Spieth has ace up his sleeve for US Open  

World No. 1 Rory McIlroy will be chasing his second US Open title in five years next week, but standing in his way is Masters champ Jordan Spieth, who believes he has an edge over his rivals.

The 115th US Open begins Thursday at the links-style Chambers Bay Golf Club which is hosting its first major championship so few of the players can say they have spent considerable time on the course.

And that goes for world number two Spieth, who claimed the first Grand Slam of the season when he won The Masters in April.

While Chambers Bay will be a mystery to all but a handful of the players, Spieth does have an ace up his sleeve — his caddie, Michael Greller, worked at Chambers Bay before carrying Spieth’s bag on the PGA Tour.

“Michael told me some shots that I needed to get ready for Chambers,” said Spieth, who played the course once before at the US Amateur in 2012. “He walked it a couple of times a few weeks ago.

“I need a shot I can trust from the runoff areas. The greens are massive, so controlling your speed on these longer putts, you are not going to be able to feed it into a lot of these pins.”

Spieth, 21, has played 16 PGA Tour events this season and along with his two victories he has three runner-ups and nine top ten finishes.

“It is going to be a lot of speed control,” he said of Chambers Bay. “It is going to be different short game shots, almost like you are playing an Open Championship.”

That might be music to the ears of McIlroy as he is the reigning British Open champion and is coming off a victory at the Wells Fargo event in his last US outing in May.

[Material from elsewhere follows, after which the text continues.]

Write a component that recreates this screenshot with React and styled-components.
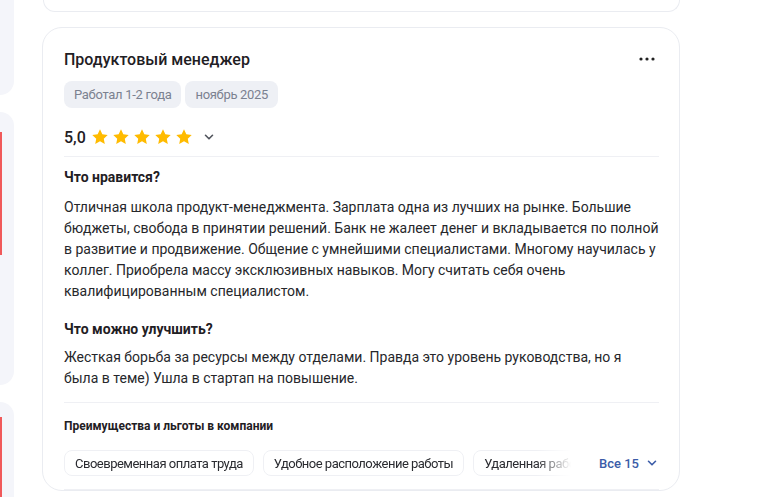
import React from "react";
import styled, { createGlobalStyle } from "styled-components";

const colors = {
  text: "#1f2024",
  muted: "#7b8190",
  border: "#eaecf1",
  divider: "#eff0f4",
  tagBg: "#eef0f5",
  rail: "#f4f5fa",
  star: "#ffbb00",
  link: "#3b5ca8",
  red: "#f0595a"
};

const GlobalStyle = createGlobalStyle`
  html, body {
    margin: 0;
    padding: 0;
    background: #ffffff;
    overflow: hidden;
  }
  body {
    font-family: Roboto, "Noto Sans", Arial, sans-serif;
    color: ${colors.text};
    -webkit-font-smoothing: antialiased;
  }
`;

const Page = styled.div`
  display: flex;
  gap: 28px;
  height: 497px;
  overflow: hidden;
`;

const Rail = styled.div`
  width: 14px;
  display: flex;
  flex-direction: column;
  gap: 17px;
  flex-shrink: 0;
`;

const RailPanel = styled.div`
  position: relative;
  height: ${p => p.$h}px;
  background: ${colors.rail};
  border-radius: ${p => (p.$flatTop ? "0 0 14px 0" : "0 14px 14px 0")};
  flex-shrink: 0;
  overflow: hidden;

  &::before {
    content: "";
    display: ${p => (p.$accent ? "block" : "none")};
    position: absolute;
    left: 0;
    top: ${p => p.$accentTop}px;
    width: 2px;
    height: ${p => p.$accentH}px;
    background: ${colors.red};
  }
`;

const Feed = styled.div`
  width: 638px;
  display: flex;
  flex-direction: column;
  gap: 15px;
`;

const PrevCard = styled.div`
  height: 11px;
  margin-left: 1px;
  border: 1px solid ${colors.border};
  border-top: none;
  border-radius: 0 0 16px 16px;
`;

const Card = styled.article`
  border: 1px solid ${colors.border};
  border-radius: 20px;
  padding: 20px 20px 0 21px;
  flex-shrink: 0;
`;

const Header = styled.div`
  display: flex;
  align-items: center;
  justify-content: space-between;
`;

const Title = styled.h2`
  margin: 0;
  font-size: 16px;
  line-height: 24px;
  font-weight: 500;
`;

const MoreButton = styled.button`
  border: none;
  background: none;
  padding: 0;
  width: 20px;
  height: 20px;
  display: flex;
  align-items: center;
  justify-content: center;
  margin: -3px 2px 0 0;
  cursor: pointer;
`;

const Tags = styled.div`
  display: flex;
  gap: 4px;
  margin-top: 9px;
`;

const Tag = styled.span`
  height: 27px;
  padding: 0 10px;
  display: inline-flex;
  align-items: center;
  border-radius: 8px;
  background: ${colors.tagBg};
  color: ${colors.muted};
  font-size: 13px;
  letter-spacing: -0.3px;
`;

const RatingRow = styled.div`
  display: flex;
  align-items: center;
  height: 28px;
  margin-top: 15px;
  padding-bottom: 5px;
  border-bottom: 1px solid ${colors.divider};
`;

const Score = styled.span`
  font-size: 16px;
  font-weight: 500;
  margin-right: 6px;
`;

const Stars = styled.div`
  display: flex;
  gap: 5px;
`;

const Toggle = styled.span`
  display: inline-flex;
  margin-left: 11px;
  color: #50545c;
`;

const Section = styled.section`
  padding-top: ${p => p.$top}px;
`;

const SectionTitle = styled.h3`
  margin: 0 0 ${p => p.$gap || 9}px;
  font-size: 14px;
  line-height: 20px;
  font-weight: 700;
`;

const Text = styled.p`
  margin: 0;
  font-size: 14px;
  line-height: 21px;
  color: #26272b;
`;

const BenefitsBlock = styled.div`
  margin-top: 13px;
  padding-top: 15px;
  border-top: 1px solid ${colors.divider};
`;

const BenefitsTitle = styled.h4`
  margin: 0;
  font-size: 12px;
  line-height: 16px;
  font-weight: 700;
`;

const BenefitsRow = styled.div`
  display: flex;
  align-items: center;
  margin-top: 16px;
  padding-bottom: 13px;
  border-bottom: 1px solid ${colors.divider};
`;

const ChipScroller = styled.div`
  display: flex;
  gap: 9px;
  width: 507px;
  overflow: hidden;
  flex-shrink: 0;
  -webkit-mask-image: linear-gradient(to right, #000 472px, transparent 507px);
  mask-image: linear-gradient(to right, #000 472px, transparent 507px);
`;

const Chip = styled.span`
  height: 26px;
  padding: 0 10px;
  display: inline-flex;
  align-items: center;
  white-space: nowrap;
  border: 1px solid ${colors.divider};
  border-radius: 8px;
  font-size: 13px;
  letter-spacing: -0.5px;
  color: #2a2b30;
  box-sizing: border-box;
  flex-shrink: 0;
`;

const ShowAll = styled.button`
  margin-left: 28px;
  border: none;
  background: none;
  padding: 0;
  display: inline-flex;
  align-items: center;
  gap: 7px;
  white-space: nowrap;
  flex-shrink: 0;
  font-family: inherit;
  font-size: 13px;
  font-weight: 500;
  color: ${colors.link};
  cursor: pointer;
`;

const Star = () => (
  <svg width="16" height="16" viewBox="1.2 1.2 21.6 21.6">
    <path
      fill={colors.star}
      d="M12 1.6l3.15 6.6 7.25.95-5.3 5.05 1.35 7.2L12 17.9l-6.45 3.5 1.35-7.2-5.3-5.05 7.25-.95z"
    />
  </svg>
);

const Chevron = ({ color = "currentColor", size = 12 }) => (
  <svg width={size} height={size} viewBox="0 0 12 12" fill="none">
    <path d="M2.5 4.3L6 7.8l3.5-3.5" stroke={color} strokeWidth="1.6" strokeLinecap="round" strokeLinejoin="round" />
  </svg>
);

const Dots = () => (
  <svg width="16" height="4" viewBox="0 0 16 4">
    <circle cx="2" cy="2" r="1.6" fill="#222" />
    <circle cx="8" cy="2" r="1.6" fill="#222" />
    <circle cx="14" cy="2" r="1.6" fill="#222" />
  </svg>
);

const benefits = [
  "Своевременная оплата труда",
  "Удобное расположение работы",
  "Удаленная работа",
  "ДМС"
];

const App = () => (
  <>
    <GlobalStyle />
    <Page>
      <Rail>
        <RailPanel $h={95} $flatTop />
        <RailPanel $h={273} $accent $accentTop={20} $accentH={123} />
        <RailPanel $h={120} $accent $accentTop={15} $accentH={120} />
      </Rail>
      <Feed>
        <PrevCard />
        <Card>
          <Header>
            <Title>Продуктовый менеджер</Title>
            <MoreButton aria-label="Ещё">
              <Dots />
            </MoreButton>
          </Header>
          <Tags>
            <Tag>Работал 1-2 года</Tag>
            <Tag>ноябрь 2025</Tag>
          </Tags>
          <RatingRow>
            <Score>5,0</Score>
            <Stars>
              {[0, 1, 2, 3, 4].map(i => (
                <Star key={i} />
              ))}
            </Stars>
            <Toggle>
              <Chevron />
            </Toggle>
          </RatingRow>
          <Section $top={10}>
            <SectionTitle $gap={10}>Что нравится?</SectionTitle>
            <Text>
              Отличная школа продукт-менеджмента. Зарплата одна из лучших на рынке. Большие
              бюджеты, свобода в принятии решений. Банк не жалеет денег и вкладывается по полной
              в развитие и продвижение. Общение с умнейшими специалистами. Многому научилась у
              коллег. Приобрела массу эксклюзивных навыков. Могу считать себя очень
              квалифицированным специалистом.
            </Text>
          </Section>
          <Section $top={17}>
            <SectionTitle $gap={8}>Что можно улучшить?</SectionTitle>
            <Text>
              Жесткая борьба за ресурсы между отделами. Правда это уровень руководства, но я
              была в теме) Ушла в стартап на повышение.
            </Text>
          </Section>
          <BenefitsBlock>
            <BenefitsTitle>Преимущества и льготы в компании</BenefitsTitle>
            <BenefitsRow>
              <ChipScroller>
                {benefits.map(b => (
                  <Chip key={b}>{b}</Chip>
                ))}
              </ChipScroller>
              <ShowAll>
                Все 15
                <Chevron />
              </ShowAll>
            </BenefitsRow>
          </BenefitsBlock>
        </Card>
      </Feed>
    </Page>
  </>
);

export default App;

McIlroy has played seven US PGA Tour events this season, winning two of his last three, but he missed the cut at his last event in European PGA Championship at Wentworth.

Sandwiched between his wins at the Wells Fargo and the WGC-Cadillac Match Play is a tie for eighth at The Players Championship. He has had five top 10 finishes and missed one cut at The Honda Classic.

Like most of the field, he doesn’t know what Chambers Bay will deliver.

“No one is going to go out there and play 10 practice rounds,” McIlroy said. “I am going to go a little early. I am going to play a couple of practice rounds the weekend before.”

Some players have taken scouting trips to Chambers Bay, located 50 kilometres (31 miles) southwest of Seattle, Washington.

That includes both Phil Mickelson and Tiger Woods, who will need all the extra help he can get after shooting a career-high 85 at The Memorial last week.

Woods played a round at Chambers Bay earlier this month, taking more than nine hours to finish 18 holes as he took his time to study the layout.

“It is very challenging,” said Woods, who finished dead last at 14-over-par 302 at The Memorial.

Germany’s Martin Kaymer won last year’s US Open, closing with a one-under 69 en route to an dominating eight-shot victory over Rickie Fowler and Erik Compton at Pinehurst.

His win came two months after his triumph at the Players Championship, earning him wins on both Mother’s Day and Father’s Day.

Kaymer has missed the cut in three of his last five USPGA Tour events so he is hoping that defending another major will give his game the kick start it needs.

“If you win one major, it is almost like a career goal,” said Kaymer, who also won the 2010 PGA Championship at Whistling Straits which is similar in style to Chambers Bay.

“But to win two, it is proof to yourself you can do it again. Obviously there are a few more tournaments I would like to win in my career.”

Mickelson has finished runner-up a record six times at the US Open so he would like nothing more than to get a win at Chambers Bay and finally complete his career Grand Slam.

American Mickelson won the British Open at Muirfield in 2013 so he’s is hoping to get some of that links magic back on home soil.

“It plays exactly like the British Open plays,” Mickelson said. “The ball runs like the British; you’re hitting the same shots as the British, and so it is like a British Open in the United States.”